First, a piece of gaming history, namely how the Japanese RPG was born. I wasn't surprised to learn that some of the familiar tropes were born of technical limitations, but it turns out the genre was brought to the land of the rising sun by a Westerner who missed his D&D gaming group and didn't even speak the language. Now, that's fascinating. (By the way, have you noticed how many legendary games were created by people with no prior knowledge of computers, let alone videogames? We need a lot more cross-polination here.)

Next comes an account of how the creator of EverQuest plans to bring MMOs into a new era, and I'm really skeptical about his ideas. Hello! The people who used to love good ole' EQ back in 1999 now have jobs and kids, and possibly a few white hairs. Forced grouping is the last thing they need in what little gaming they still have time for.
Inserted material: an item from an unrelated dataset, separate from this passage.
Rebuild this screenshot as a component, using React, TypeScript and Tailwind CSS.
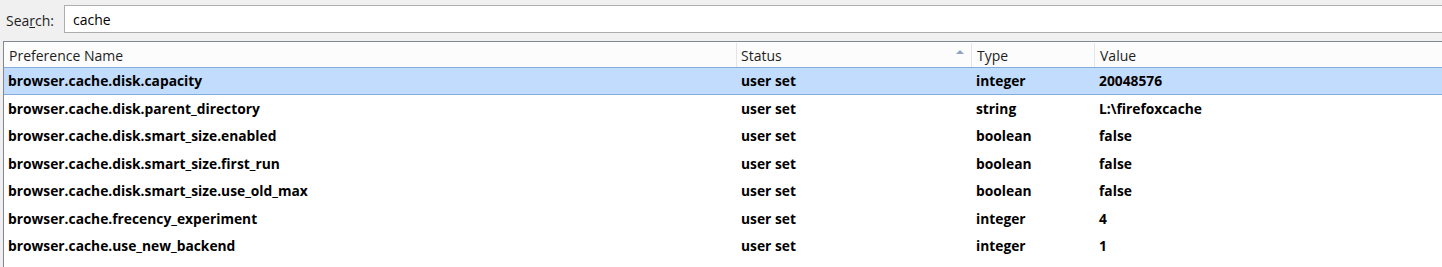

As for those who are teenagers now, they're used to a different style of gaming entirely...

And while we're on the topic of MMOs, it turns out that Sony is closing down no less than four of them at once. And while I can see how a single company maintaining many of them at once can be a problem, I'm not sure a smaller selection on the market will make more people gather around even free to play games. Too much choice is never a bad thing. But imagine you go visiting a tourist resort, and you can't even walk into a bar, stroll through a park or sit on a bench in the public square without paying a fee. That's the problem with F2P these days, and nobody seems able to imagine a better way.

And speaking of F2P, here's a game that's stubbornly plowing ahead on a high monthly fee, despite being very hardcore, not to mention different from pretty much anything else on the market. I'm talking about EVE Online, of course, and while I've heard many intriguing details about it from the press (and from a friend who used to play it), I still found this introduction to the game from a new player to be instructive. Note the official in-game mechanism that allows players to buy more playing time from those with excess cash, and all the other things EVE does differently from any other MMO, and how it all works. Because I'm tired of hearing how a successful MMO can't possibly be anything else than a WoW clone, supposedly, when such an example to the contrary exists while said clones are closing down left and right.